Reblogged 4 years ago from feedproxy.google.com

Your Google Algorithm Cheat Sheet: Panda, Penguin, and Hummingbird

Posted by MarieHaynes

If you’re reading the Moz blog, then you probably have a decent understanding of Google and its algorithm changes. However, there is probably a good percentage of the Moz audience that is still confused about the effects that Panda, Penguin, and Hummingbird can have on your site. I did write a post last year about the main 
differences between Penguin and a Manual Unnautral Links Penalty, and if you haven’t read that, it’ll give you a good primer.

The point of this article is to explain very simply what each of these algorithms are meant to do. It is hopefully a good reference that you can point your clients to if you want to explain an algorithm change and not overwhelm them with technical details about 301s, canonicals, crawl errors, and other confusing SEO terminologies.

What is an algorithm change?

First of all, let’s start by discussing the Google algorithm. It’s immensely complicated and continues to get more complicated as Google tries its best to provide searchers with the information that they need. When search engines were first created, early search marketers were able to easily find ways to make the search engine think that their client’s site was the one that should rank well. In some cases it was as simple as putting in some code on the website called a meta keywords tag. The meta keywords tag would tell search engines what the page was about.
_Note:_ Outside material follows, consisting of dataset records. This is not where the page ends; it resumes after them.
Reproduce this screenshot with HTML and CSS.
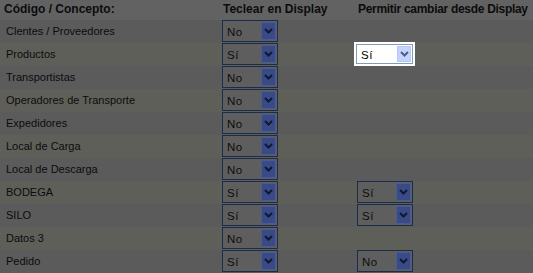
FILE: index.html
```html
<!DOCTYPE html>
<html lang="es">
<head>
<meta charset="utf-8">
<link rel="stylesheet" href="styles.css">
</head>
<body>
<div class="grid">
  <div class="row head">
    <div class="c1">Código / Concepto:</div>
    <div class="c2">Teclear en Display</div>
    <div class="c3">Permitir cambiar desde Display</div>
  </div>
  <div class="row odd">
    <div class="c1">Clentes / Proveedores</div>
    <div class="c2"><div class="combo"><span class="val">No</span><span class="btn"><svg width="9" height="6" viewBox="0 0 9 6"><polyline points="1,1 4.5,4.5 8,1" fill="none" stroke="currentColor" stroke-width="2"/></svg></span></div></div>
    <div class="c3"></div>
  </div>
  <div class="row even">
    <div class="c1">Productos</div>
    <div class="c2"><div class="combo"><span class="val">Sí</span><span class="btn"><svg width="9" height="6" viewBox="0 0 9 6"><polyline points="1,1 4.5,4.5 8,1" fill="none" stroke="currentColor" stroke-width="2"/></svg></span></div></div>
    <div class="c3"><div class="combo focus"><span class="val">Sí</span><span class="btn"><svg width="9" height="6" viewBox="0 0 9 6"><polyline points="1,1 4.5,4.5 8,1" fill="none" stroke="currentColor" stroke-width="2"/></svg></span></div></div>
  </div>
  <div class="row odd">
    <div class="c1">Transportistas</div>
    <div class="c2"><div class="combo"><span class="val">No</span><span class="btn"><svg width="9" height="6" viewBox="0 0 9 6"><polyline points="1,1 4.5,4.5 8,1" fill="none" stroke="currentColor" stroke-width="2"/></svg></span></div></div>
    <div class="c3"></div>
  </div>
  <div class="row even">
    <div class="c1">Operadores de Transporte</div>
    <div class="c2"><div class="combo"><span class="val">No</span><span class="btn"><svg width="9" height="6" viewBox="0 0 9 6"><polyline points="1,1 4.5,4.5 8,1" fill="none" stroke="currentColor" stroke-width="2"/></svg></span></div></div>
    <div class="c3"></div>
  </div>
  <div class="row odd">
    <div class="c1">Expedidores</div>
    <div class="c2"><div class="combo"><span class="val">No</span><span class="btn"><svg width="9" height="6" viewBox="0 0 9 6"><polyline points="1,1 4.5,4.5 8,1" fill="none" stroke="currentColor" stroke-width="2"/></svg></span></div></div>
    <div class="c3"></div>
  </div>
  <div class="row even">
    <div class="c1">Local de Carga</div>
    <div class="c2"><div class="combo"><span class="val">No</span><span class="btn"><svg width="9" height="6" viewBox="0 0 9 6"><polyline points="1,1 4.5,4.5 8,1" fill="none" stroke="currentColor" stroke-width="2"/></svg></span></div></div>
    <div class="c3"></div>
  </div>
  <div class="row odd">
    <div class="c1">Local de Descarga</div>
    <div class="c2"><div class="combo"><span class="val">No</span><span class="btn"><svg width="9" height="6" viewBox="0 0 9 6"><polyline points="1,1 4.5,4.5 8,1" fill="none" stroke="currentColor" stroke-width="2"/></svg></span></div></div>
    <div class="c3"></div>
  </div>
  <div class="row even">
    <div class="c1">BODEGA</div>
    <div class="c2"><div class="combo"><span class="val">Sí</span><span class="btn"><svg width="9" height="6" viewBox="0 0 9 6"><polyline points="1,1 4.5,4.5 8,1" fill="none" stroke="currentColor" stroke-width="2"/></svg></span></div></div>
    <div class="c3"><div class="combo"><span class="val">Sí</span><span class="btn"><svg width="9" height="6" viewBox="0 0 9 6"><polyline points="1,1 4.5,4.5 8,1" fill="none" stroke="currentColor" stroke-width="2"/></svg></span></div></div>
  </div>
  <div class="row odd">
    <div class="c1">SILO</div>
    <div class="c2"><div class="combo"><span class="val">Sí</span><span class="btn"><svg width="9" height="6" viewBox="0 0 9 6"><polyline points="1,1 4.5,4.5 8,1" fill="none" stroke="currentColor" stroke-width="2"/></svg></span></div></div>
    <div class="c3"><div class="combo"><span class="val">Sí</span><span class="btn"><svg width="9" height="6" viewBox="0 0 9 6"><polyline points="1,1 4.5,4.5 8,1" fill="none" stroke="currentColor" stroke-width="2"/></svg></span></div></div>
  </div>
  <div class="row even">
    <div class="c1">Datos 3</div>
    <div class="c2"><div class="combo"><span class="val">No</span><span class="btn"><svg width="9" height="6" viewBox="0 0 9 6"><polyline points="1,1 4.5,4.5 8,1" fill="none" stroke="currentColor" stroke-width="2"/></svg></span></div></div>
    <div class="c3"></div>
  </div>
  <div class="row odd">
    <div class="c1">Pedido</div>
    <div class="c2"><div class="combo"><span class="val">Sí</span><span class="btn"><svg width="9" height="6" viewBox="0 0 9 6"><polyline points="1,1 4.5,4.5 8,1" fill="none" stroke="currentColor" stroke-width="2"/></svg></span></div></div>
    <div class="c3"><div class="combo"><span class="val">No</span><span class="btn"><svg width="9" height="6" viewBox="0 0 9 6"><polyline points="1,1 4.5,4.5 8,1" fill="none" stroke="currentColor" stroke-width="2"/></svg></span></div></div>
  </div>
</div>
</body>
</html>
```
FILE: styles.css
```css
html, body {
  margin: 0;
  padding: 0;
  background: #626262;
}
body {
  font-family: "Liberation Sans", Arial, sans-serif;
  font-size: 11px;
  color: #0c0c0c;
  width: 533px;
  height: 273px;
  overflow: hidden;
}
.grid {
  display: flex;
  flex-direction: column;
}
.row {
  display: grid;
  grid-template-columns: 222px 135px 1fr;
  height: 23px;
}
.row.head {
  height: 20px;
  font-size: 12px;
  font-weight: bold;
  align-items: center;
  background: #626262;
  white-space: nowrap;
}
.row.head .c1 { padding-left: 4px; padding-bottom: 3px; }
.row.head .c2 { padding-left: 1px; padding-bottom: 3px; }
.row.head .c3 { padding-left: 1px; padding-bottom: 3px; letter-spacing: -0.3px; }
.row.odd { background: #5b5b5b; }
.row.even { background: #5f5f5a; }
.row .c1 {
  display: flex;
  align-items: center;
  padding-left: 6px;
  padding-bottom: 1px;
}
.combo {
  box-sizing: border-box;
  width: 56px;
  height: 22px;
  border: 1px solid #1c2d4b;
  display: flex;
  align-items: center;
  justify-content: space-between;
  padding: 1px 1px 1px 4px;
  background: #5e5e5e;
  font-size: 11.5px;
  letter-spacing: 0.5px;
}
.combo .val {
  padding-top: 1px;
}
.combo .btn {
  box-sizing: border-box;
  width: 15px;
  height: 18px;
  background: #3a4a84;
  border: 1px solid #4a5a92;
  color: #0e1838;
  display: flex;
  align-items: center;
  justify-content: center;
}
.combo.focus {
  width: 57px;
  height: 20px;
  margin: 1px 0 0 -1px;
  border-color: #7f9db9;
  background: #ffffff;
  outline: 2px solid #ffffff;
  color: #000;
}
.combo.focus .btn {
  width: 14px;
  height: 16px;
  background: #c4d4fc;
  border-color: #b6c8f4;
  color: #4d6185;
}
```
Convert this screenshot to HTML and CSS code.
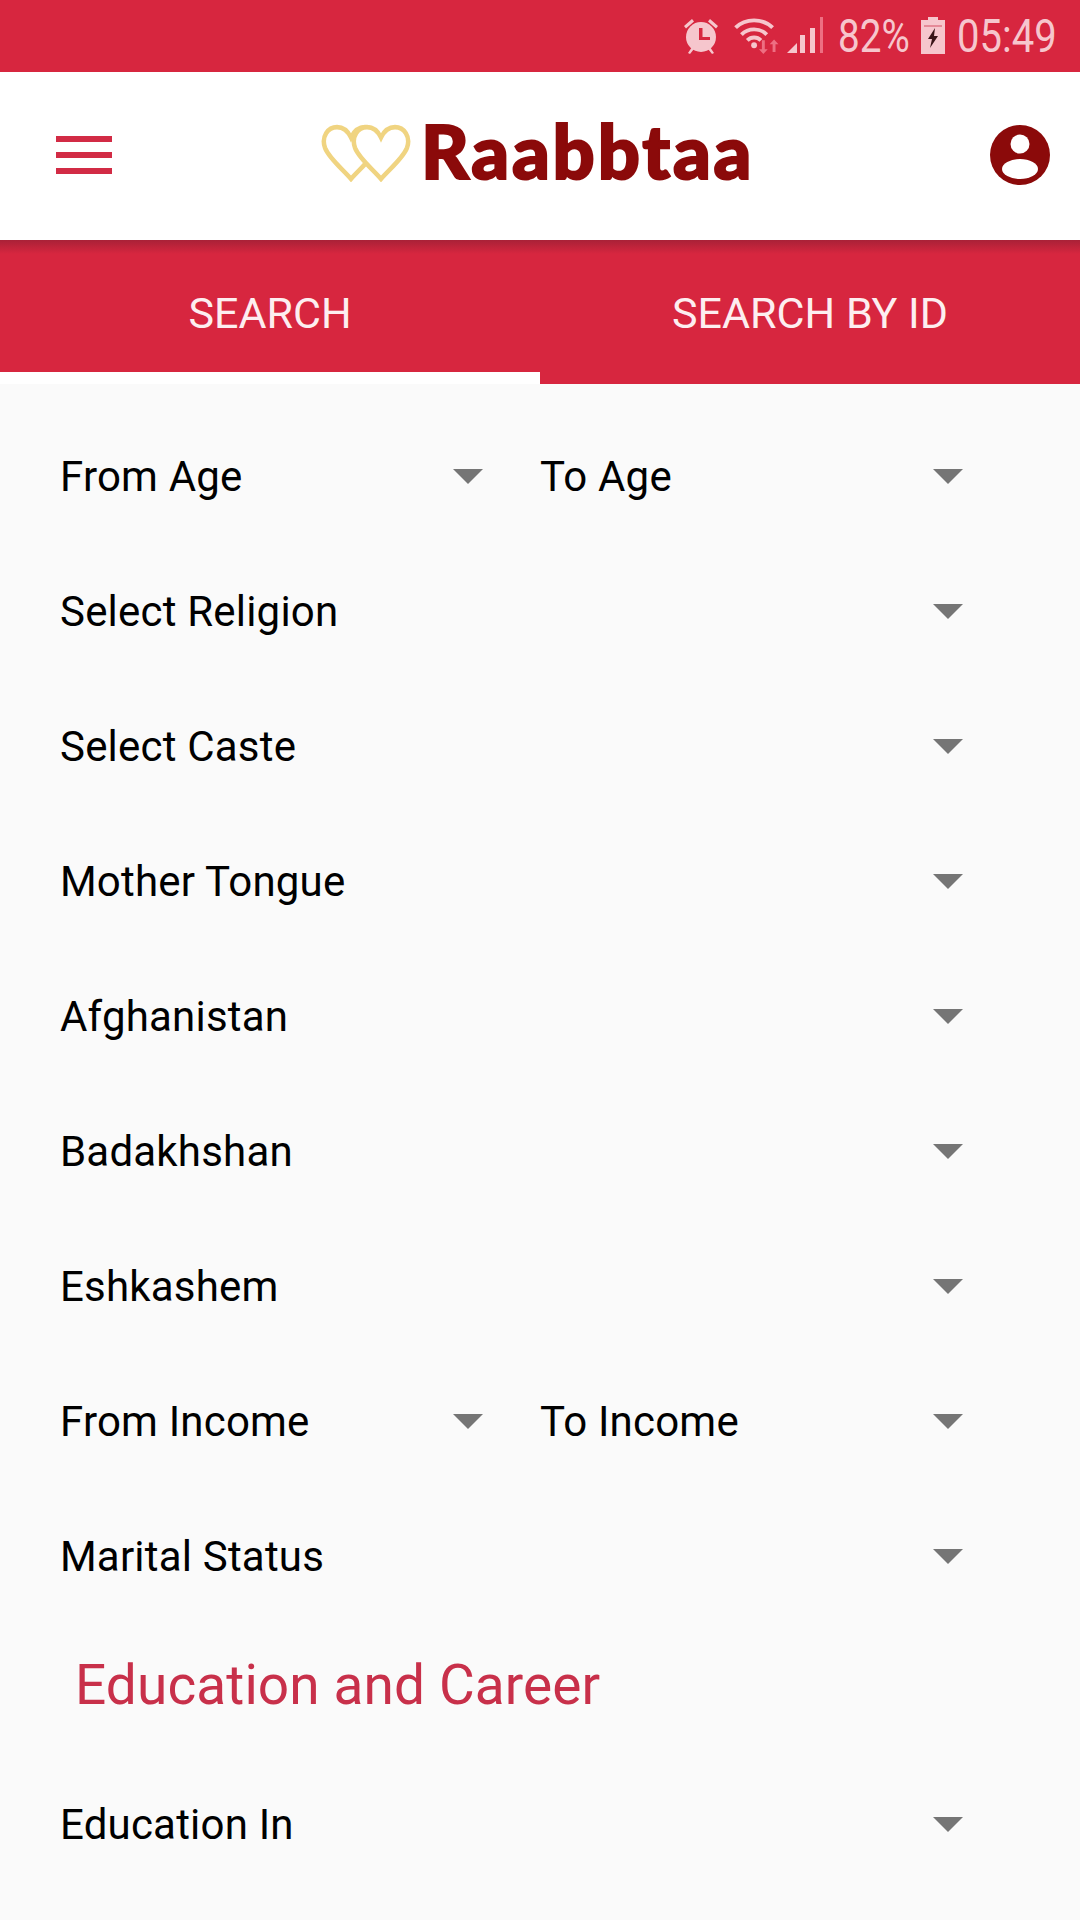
FILE: index.html
```html
<!DOCTYPE html>
<html lang="en">
<head>
<meta charset="utf-8">
<title>Raabbtaa</title>
<link rel="stylesheet" href="styles.css">
</head>
<body>
<div class="phone">
  <div class="status">
    <svg class="ic-alarm" viewBox="0 0 36 38"><g fill="#f6c6cd"><circle cx="18" cy="20" r="15"/><path d="M1 9 9 2l2 2.500-8 7zM35 9 27 2l-2 2.500 8 7z"/><path d="M5 36l4-6 2 2-4 5zM31 36l-4-6-2 2 4 5z"/></g><path d="M16 11h3.500v9H27v3H16z" fill="#d7263f"/></svg>
    <svg class="ic-wifi" viewBox="0 0 49 38"><g fill="none" stroke="#f6c6cd" stroke-width="4"><path d="M2 11C12 1 30 1 40 11"/><path d="M8 18c7-7 19-7 26 0"/><path d="M14 24c4-4 10-4 14 0"/></g><circle cx="21" cy="29" r="3" fill="#f6c6cd"/><path d="M29 24h3v9h3l-4.500 5-4.500-5h3z" fill="#ee6f82"/><path d="M40 36h3v-8h3l-4.500-5-4.500 5h3z" fill="#ee6f82"/></svg>
    <svg class="ic-signal" viewBox="0 0 36 36"><path d="M0 36 10 26v10z" fill="#f6c6cd"/><path d="M13 36V18h5v18zM23 36V11h5v25z" fill="#f6c6cd"/><path d="M33 36V0h3v36z" fill="#ee6f82"/></svg>
    <span class="st-pct">82%</span>
    <svg class="ic-batt" viewBox="0 0 24 37"><path d="M7 0h10v3h7v34H0V3h7z" fill="#f6c6cd"/><path d="M3 8h18v2H3z" fill="#e58a98"/><path d="M14 11 7 22h4l-2 9 8-12h-4z" fill="#3a1418"/></svg>
    <span class="st-time">05:49</span>
  </div>

  <header class="topbar">
    <div class="burger"><i></i><i></i><i></i></div>
    <div class="brand">
      <svg class="hearts" viewBox="0 0 90 56" preserveAspectRatio="none"><g fill="none" stroke="#f0d481" stroke-width="4.500"><path d="M30 53C22 44 8 33 4 23 0 12 7 3 16 3c6 0 11 4 14 10 3-6 8-10 14-10 9 0 16 9 12 20-4 10-18 21-26 30z"/><path d="M60 53C52 44 38 33 34 23 30 12 37 3 46 3c6 0 11 4 14 10 3-6 8-10 14-10 9 0 16 9 12 20-4 10-18 21-26 30z" fill="#fff"/></g></svg>
      <span class="logo-text">Raabbtaa</span>
    </div>
    <svg class="profile" viewBox="0 0 60 60"><circle cx="30" cy="30" r="30" fill="#8b0a0a"/><circle cx="30" cy="19" r="9.500" fill="#fff"/><ellipse cx="30" cy="44" rx="18" ry="10" fill="#fff"/></svg>
  </header>

  <nav class="tabs">
    <div class="tab tab-active">SEARCH</div>
    <div class="tab">SEARCH BY ID</div>
  </nav>

  <main class="form">
    <div class="row"><div class="sel half"><span>From Age</span><i class="caret"></i></div><div class="sel half"><span>To Age</span><i class="caret"></i></div></div>
    <div class="row"><div class="sel"><span>Select Religion</span><i class="caret"></i></div></div>
    <div class="row"><div class="sel"><span>Select Caste</span><i class="caret"></i></div></div>
    <div class="row"><div class="sel"><span>Mother Tongue</span><i class="caret"></i></div></div>
    <div class="row"><div class="sel"><span>Afghanistan</span><i class="caret"></i></div></div>
    <div class="row"><div class="sel"><span>Badakhshan</span><i class="caret"></i></div></div>
    <div class="row"><div class="sel"><span>Eshkashem</span><i class="caret"></i></div></div>
    <div class="row"><div class="sel half"><span>From Income</span><i class="caret"></i></div><div class="sel half"><span>To Income</span><i class="caret"></i></div></div>
    <div class="row"><div class="sel"><span>Marital Status</span><i class="caret"></i></div></div>
    <h2 class="section">Education and Career</h2>
    <div class="row"><div class="sel"><span>Education In</span><i class="caret"></i></div></div>
  </main>
</div>
</body>
</html>
```
FILE: styles.css
```css
* { box-sizing: border-box; }
html, body { margin: 0; padding: 0; }
body { background: #fafafa; font-family: Roboto, "Liberation Sans", sans-serif; }
.phone { width: 1080px; height: 1920px; overflow: hidden; background: #fafafa; }

.status { height: 72px; background: #d7263f; display: flex; align-items: flex-start; color: #f6c6cd; padding: 17px 0 0 683px; }
.status svg { display: block; flex: none; }
.ic-alarm { width: 36px; height: 38px; margin-right: 14px; }
.ic-wifi { width: 49px; height: 37px; margin-right: 5px; }
.ic-signal { width: 36px; height: 36px; margin-right: 15px; }
.ic-batt { width: 24px; height: 37px; margin-right: 12px; }
.st-pct, .st-time { font-size: 46px; line-height: 38px; display: block; transform-origin: left center; transform: scaleX(.84); white-space: nowrap; }
.st-pct { width: 83px; }
.st-time { width: 97px; transform: scaleX(.87); }

.topbar { height: 168px; background: #fff; display: flex; align-items: center; justify-content: space-between; padding: 0 30px 0 56px; position: relative; }
.burger { width: 56px; display: flex; flex-direction: column; gap: 10px; margin-top: -2px; }
.burger i { display: block; height: 6px; background: #d22b45; }
.brand { display: flex; align-items: center; gap: 10px; margin-left: 209px; margin-right: auto; }
.hearts { width: 90px; height: 58px; display: block; margin-bottom: 7px; }
.logo-text { font-family: Lato, sans-serif; font-weight: 900; font-size: 74px; line-height: 76px; color: #8b0a0a; letter-spacing: 2.800px; -webkit-text-stroke: 2px #8b0a0a; margin-bottom: 10px; }
.profile { width: 60px; height: 60px; display: block; margin-top: -2px; }

.tabs { height: 144px; display: flex; background: linear-gradient(to bottom, #a92137 0, #d7263f 14px); }
.tab { flex: 1; color: #fdeef0; font-size: 43px; text-align: center; padding-top: 48px; line-height: 50px; }
.tab-active { border-bottom: 12px solid #fff; }

.form { padding: 25px 60px 0; }
.row { height: 135px; display: flex; }
.sel { flex: 1; display: flex; align-items: center; justify-content: space-between; padding-right: 57px; font-size: 42px; letter-spacing: .2px; color: #000; }
.caret { width: 0; height: 0; border-left: 15px solid transparent; border-right: 15px solid transparent; border-top: 15px solid #757575; }
.section { margin: 0; height: 133px; padding: 31px 0 0 15px; font-size: 55px; font-weight: 400; line-height: 60px; letter-spacing: .1px; color: #c8304a; }
```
As Google evolved, its engineers, who were primarily focused on making the search engine results as relevant to users as possible, continued to work on ways to stop people from cheating, and looked at other ways to show the most relevant pages at the top of their searches. The algorithm now looks at hundreds of different factors. There are some that we know are significant such as having a good descriptive title (between the <title></title> tags in the code.) And there are many that are the subject of speculation such as 
whether or not Google +1’s contribute to a site’s rankings.

In the past, the Google algorithm would change very infrequently. If your site was sitting at #1 for a certain keyword, it was guaranteed to stay there until the next update which might not happen for weeks or months. Then, they would push out another update and things would change. They would stay that way until the next update happened. If you’re interested in reading about how Google used to push updates out of its index, you may find this 
Webmaster World forum thread from 2002 interesting. (Many thanks to Paul Macnamara  for explaining to me how algo changes used to work on Google in the past and pointing me to the Webmaster World thread.)

This all changed with launch of “Caffeine” in 2010. Since Caffeine launched, the search engine results have been changing several times a day rather than every few weeks. Google makes over 600 changes to its algorithm in a year, and the vast majority of these are not announced. But, when Google makes a really big change, they give it a name, usually make an announcement, and everyone in the SEO world goes crazy trying to figure out how to understand the changes and use them to their advantage.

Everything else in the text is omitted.